If you find your focus wandering as you study for that exam or write a paper, the solution could be in your back pocket. More specifically, the solution could be removing what’s in your back pocket—your smartphone. Research conducted by a professor at The University of Texas at Austin shows the constant, convenient connection we gain from our smartphones often comes at the expense of our ability to focus.
Dr. Adrian Ward, a cognitive psychologist and associate professor of marketing at the McCombs School of Business, co-authored a study that shows even the presence of smartphones in a study space can lower your learning, logical reasoning, abstract thinking, problem-solving, and creative abilities.
Ward—along with Kristen Duke and Ayelet Gneezy from the University of San Diego and Maarten Bos with Disney Research—recruited 520 students and tested their ability to focus on a single task and solve unfamiliar problems. Participants in the study were divided into three groups: one group kept their smartphones on the desk, one kept them in a pocket or backpack, and one put them in a separate room.

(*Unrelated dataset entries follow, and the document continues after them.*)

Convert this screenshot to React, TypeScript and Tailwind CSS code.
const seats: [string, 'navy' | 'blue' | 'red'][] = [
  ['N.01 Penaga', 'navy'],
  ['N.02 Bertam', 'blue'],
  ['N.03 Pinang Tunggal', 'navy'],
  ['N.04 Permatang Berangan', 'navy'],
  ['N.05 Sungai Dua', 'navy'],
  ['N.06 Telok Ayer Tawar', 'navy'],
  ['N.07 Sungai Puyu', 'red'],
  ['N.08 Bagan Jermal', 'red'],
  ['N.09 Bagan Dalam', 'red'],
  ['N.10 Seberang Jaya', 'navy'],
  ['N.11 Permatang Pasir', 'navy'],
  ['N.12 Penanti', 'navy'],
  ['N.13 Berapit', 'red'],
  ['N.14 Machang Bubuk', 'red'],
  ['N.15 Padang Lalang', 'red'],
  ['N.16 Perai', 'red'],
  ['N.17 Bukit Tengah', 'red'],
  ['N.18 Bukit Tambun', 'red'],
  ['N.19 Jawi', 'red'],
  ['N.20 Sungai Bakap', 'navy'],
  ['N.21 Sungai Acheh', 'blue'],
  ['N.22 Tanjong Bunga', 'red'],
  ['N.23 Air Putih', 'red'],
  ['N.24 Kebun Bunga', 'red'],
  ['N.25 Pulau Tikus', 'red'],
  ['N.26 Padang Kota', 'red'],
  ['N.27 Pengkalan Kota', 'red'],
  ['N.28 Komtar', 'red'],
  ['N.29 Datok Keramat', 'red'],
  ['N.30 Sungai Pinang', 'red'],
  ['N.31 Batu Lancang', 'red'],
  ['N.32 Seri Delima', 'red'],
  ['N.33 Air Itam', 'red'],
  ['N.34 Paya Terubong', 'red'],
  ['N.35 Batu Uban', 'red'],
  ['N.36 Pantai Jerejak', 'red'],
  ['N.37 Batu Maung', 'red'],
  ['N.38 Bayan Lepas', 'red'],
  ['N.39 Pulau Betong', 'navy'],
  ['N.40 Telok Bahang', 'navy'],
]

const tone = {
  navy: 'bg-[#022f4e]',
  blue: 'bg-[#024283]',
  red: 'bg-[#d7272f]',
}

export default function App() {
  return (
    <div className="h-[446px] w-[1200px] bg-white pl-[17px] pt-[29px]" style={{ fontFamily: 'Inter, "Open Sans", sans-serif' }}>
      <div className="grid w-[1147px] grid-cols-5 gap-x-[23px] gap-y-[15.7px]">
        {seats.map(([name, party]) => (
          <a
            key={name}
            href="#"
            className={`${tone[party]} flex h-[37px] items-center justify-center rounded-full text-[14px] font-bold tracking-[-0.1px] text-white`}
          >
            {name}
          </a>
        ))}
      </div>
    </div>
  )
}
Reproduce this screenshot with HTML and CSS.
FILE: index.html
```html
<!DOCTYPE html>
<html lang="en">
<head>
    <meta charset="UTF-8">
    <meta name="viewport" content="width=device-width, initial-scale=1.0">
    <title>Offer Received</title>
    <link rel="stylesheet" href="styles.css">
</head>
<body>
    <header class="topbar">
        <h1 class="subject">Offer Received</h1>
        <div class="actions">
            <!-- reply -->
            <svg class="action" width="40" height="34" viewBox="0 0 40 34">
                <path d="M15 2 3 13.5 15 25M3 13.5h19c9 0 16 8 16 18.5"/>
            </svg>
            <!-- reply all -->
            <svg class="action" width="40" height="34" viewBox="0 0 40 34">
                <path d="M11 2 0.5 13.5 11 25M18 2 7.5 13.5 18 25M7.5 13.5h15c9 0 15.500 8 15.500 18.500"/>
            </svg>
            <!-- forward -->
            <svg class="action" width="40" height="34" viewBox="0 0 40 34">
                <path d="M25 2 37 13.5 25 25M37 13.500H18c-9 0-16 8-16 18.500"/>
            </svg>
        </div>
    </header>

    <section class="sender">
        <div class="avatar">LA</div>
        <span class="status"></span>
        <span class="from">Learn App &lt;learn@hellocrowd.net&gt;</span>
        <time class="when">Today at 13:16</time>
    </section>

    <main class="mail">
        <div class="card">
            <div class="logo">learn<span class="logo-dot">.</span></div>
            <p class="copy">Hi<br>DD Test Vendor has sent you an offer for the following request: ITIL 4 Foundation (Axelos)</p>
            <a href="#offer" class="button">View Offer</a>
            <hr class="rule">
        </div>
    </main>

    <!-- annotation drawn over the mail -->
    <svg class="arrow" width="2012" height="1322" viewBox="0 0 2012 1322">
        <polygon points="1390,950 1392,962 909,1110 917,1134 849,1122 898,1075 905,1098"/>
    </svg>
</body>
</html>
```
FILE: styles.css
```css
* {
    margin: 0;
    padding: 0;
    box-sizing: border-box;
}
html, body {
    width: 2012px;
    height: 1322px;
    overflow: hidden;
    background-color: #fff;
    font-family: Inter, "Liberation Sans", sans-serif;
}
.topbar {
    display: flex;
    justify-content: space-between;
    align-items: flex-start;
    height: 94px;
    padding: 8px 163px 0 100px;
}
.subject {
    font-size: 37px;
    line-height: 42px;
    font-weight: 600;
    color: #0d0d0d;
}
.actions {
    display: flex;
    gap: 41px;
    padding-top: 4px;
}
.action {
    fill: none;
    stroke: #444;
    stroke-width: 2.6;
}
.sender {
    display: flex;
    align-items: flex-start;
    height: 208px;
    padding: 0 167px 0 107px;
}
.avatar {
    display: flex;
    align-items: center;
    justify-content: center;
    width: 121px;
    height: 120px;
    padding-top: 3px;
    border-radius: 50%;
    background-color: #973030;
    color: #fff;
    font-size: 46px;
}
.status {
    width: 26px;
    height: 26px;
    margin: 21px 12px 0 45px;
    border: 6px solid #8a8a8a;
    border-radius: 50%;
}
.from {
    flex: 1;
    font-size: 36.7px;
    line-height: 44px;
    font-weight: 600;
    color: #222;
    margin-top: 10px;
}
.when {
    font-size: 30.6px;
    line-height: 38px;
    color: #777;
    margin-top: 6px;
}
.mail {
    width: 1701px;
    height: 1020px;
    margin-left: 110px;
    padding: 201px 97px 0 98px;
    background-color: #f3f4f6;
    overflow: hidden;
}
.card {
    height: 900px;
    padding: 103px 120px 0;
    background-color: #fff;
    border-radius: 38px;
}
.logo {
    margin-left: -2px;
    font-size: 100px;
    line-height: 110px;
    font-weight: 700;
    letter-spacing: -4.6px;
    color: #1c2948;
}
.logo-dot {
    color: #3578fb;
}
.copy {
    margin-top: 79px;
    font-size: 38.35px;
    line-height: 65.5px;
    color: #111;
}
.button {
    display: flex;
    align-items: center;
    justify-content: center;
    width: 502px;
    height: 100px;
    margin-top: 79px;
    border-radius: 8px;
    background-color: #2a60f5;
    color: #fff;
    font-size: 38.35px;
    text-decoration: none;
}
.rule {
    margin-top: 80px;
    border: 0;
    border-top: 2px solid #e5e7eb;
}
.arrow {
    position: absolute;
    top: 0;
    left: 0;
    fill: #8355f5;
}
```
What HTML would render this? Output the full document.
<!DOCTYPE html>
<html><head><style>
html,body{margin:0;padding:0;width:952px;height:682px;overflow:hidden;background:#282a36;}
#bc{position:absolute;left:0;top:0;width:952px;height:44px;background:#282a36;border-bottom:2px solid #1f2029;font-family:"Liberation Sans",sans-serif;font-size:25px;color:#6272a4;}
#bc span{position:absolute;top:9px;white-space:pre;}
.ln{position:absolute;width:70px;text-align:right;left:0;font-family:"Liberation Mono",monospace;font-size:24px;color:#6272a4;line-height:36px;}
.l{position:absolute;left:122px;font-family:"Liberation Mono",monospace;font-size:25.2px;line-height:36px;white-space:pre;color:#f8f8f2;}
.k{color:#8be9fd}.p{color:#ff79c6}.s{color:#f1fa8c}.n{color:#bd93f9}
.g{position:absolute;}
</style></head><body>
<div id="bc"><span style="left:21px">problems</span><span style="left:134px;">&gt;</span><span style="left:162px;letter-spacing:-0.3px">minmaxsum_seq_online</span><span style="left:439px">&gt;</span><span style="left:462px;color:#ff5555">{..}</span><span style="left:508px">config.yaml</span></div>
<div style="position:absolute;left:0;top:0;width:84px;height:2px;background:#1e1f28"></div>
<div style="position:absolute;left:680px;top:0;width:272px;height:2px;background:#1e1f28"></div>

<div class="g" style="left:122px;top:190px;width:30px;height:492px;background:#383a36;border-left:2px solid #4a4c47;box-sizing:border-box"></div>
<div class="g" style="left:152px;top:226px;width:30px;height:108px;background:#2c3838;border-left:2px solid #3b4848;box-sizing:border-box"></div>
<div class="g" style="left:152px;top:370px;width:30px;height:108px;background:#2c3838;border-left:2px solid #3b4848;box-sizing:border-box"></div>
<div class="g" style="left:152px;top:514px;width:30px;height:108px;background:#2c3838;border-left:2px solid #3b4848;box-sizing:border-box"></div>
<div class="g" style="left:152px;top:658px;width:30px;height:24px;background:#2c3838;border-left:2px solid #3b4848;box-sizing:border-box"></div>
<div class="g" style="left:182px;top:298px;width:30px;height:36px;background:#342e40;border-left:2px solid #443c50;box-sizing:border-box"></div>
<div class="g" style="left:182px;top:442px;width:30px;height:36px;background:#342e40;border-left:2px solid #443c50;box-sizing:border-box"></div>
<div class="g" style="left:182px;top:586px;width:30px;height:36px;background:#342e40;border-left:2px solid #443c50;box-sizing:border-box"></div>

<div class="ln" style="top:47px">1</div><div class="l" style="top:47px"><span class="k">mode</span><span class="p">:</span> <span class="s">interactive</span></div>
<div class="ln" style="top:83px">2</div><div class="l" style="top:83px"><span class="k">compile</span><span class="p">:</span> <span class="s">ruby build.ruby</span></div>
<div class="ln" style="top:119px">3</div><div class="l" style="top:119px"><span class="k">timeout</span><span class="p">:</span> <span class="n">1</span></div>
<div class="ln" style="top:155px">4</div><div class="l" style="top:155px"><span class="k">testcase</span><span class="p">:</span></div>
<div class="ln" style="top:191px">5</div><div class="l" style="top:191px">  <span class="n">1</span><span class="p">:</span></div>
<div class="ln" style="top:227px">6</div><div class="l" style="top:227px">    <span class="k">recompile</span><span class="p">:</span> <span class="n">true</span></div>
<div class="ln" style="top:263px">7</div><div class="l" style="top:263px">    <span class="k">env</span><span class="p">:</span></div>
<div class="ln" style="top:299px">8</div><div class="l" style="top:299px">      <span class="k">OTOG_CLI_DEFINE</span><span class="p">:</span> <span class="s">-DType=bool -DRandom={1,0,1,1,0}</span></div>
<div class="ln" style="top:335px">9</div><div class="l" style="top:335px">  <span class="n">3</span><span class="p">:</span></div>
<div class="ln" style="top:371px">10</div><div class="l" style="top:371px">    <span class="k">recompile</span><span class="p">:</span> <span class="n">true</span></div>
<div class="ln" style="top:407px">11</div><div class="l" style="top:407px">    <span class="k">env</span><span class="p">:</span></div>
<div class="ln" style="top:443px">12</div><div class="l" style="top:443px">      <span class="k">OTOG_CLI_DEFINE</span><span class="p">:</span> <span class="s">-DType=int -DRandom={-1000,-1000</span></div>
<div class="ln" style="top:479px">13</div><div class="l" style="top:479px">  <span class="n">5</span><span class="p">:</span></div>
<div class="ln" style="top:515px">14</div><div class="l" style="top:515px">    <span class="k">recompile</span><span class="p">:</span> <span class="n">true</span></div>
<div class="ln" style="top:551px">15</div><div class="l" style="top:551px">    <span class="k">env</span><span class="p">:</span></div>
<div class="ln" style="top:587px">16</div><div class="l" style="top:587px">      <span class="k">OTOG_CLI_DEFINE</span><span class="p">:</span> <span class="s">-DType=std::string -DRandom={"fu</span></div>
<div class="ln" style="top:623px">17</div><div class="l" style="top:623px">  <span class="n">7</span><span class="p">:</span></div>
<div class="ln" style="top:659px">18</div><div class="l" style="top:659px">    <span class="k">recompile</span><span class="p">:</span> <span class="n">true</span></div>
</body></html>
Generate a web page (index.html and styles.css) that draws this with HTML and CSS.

Nearly all of the students in the experiment reported not being distracted by their phones, but the results told a different story. Students who kept their phones on the desk performed the worst on the tests followed by those who kept their phones in a pocket or backpack. The highest performers were the students who left their phones in a separate room.
The results suggest that your ability to think and focus decreases when your phone is nearby.
“Consumers who were engaged with ongoing cognitive tasks were able to keep their phones not just out of their hands, but also out of their (conscious) minds,” Ward and his colleagues concluded in their study. “The mere presence of these devices left fewer attentional resources for engaging with the task at hand.”
Also, the visibility of the phone’s screen and whether the phone was silent or powered off made little difference in cognitive capacity, suggesting that “intuitive ‘fixes’ such as placing one’s phone face down or turning it off are likely futile,” according to the study.
Bottom line, the best way to keep your smartphone from stealing your focus might be to leave it at home.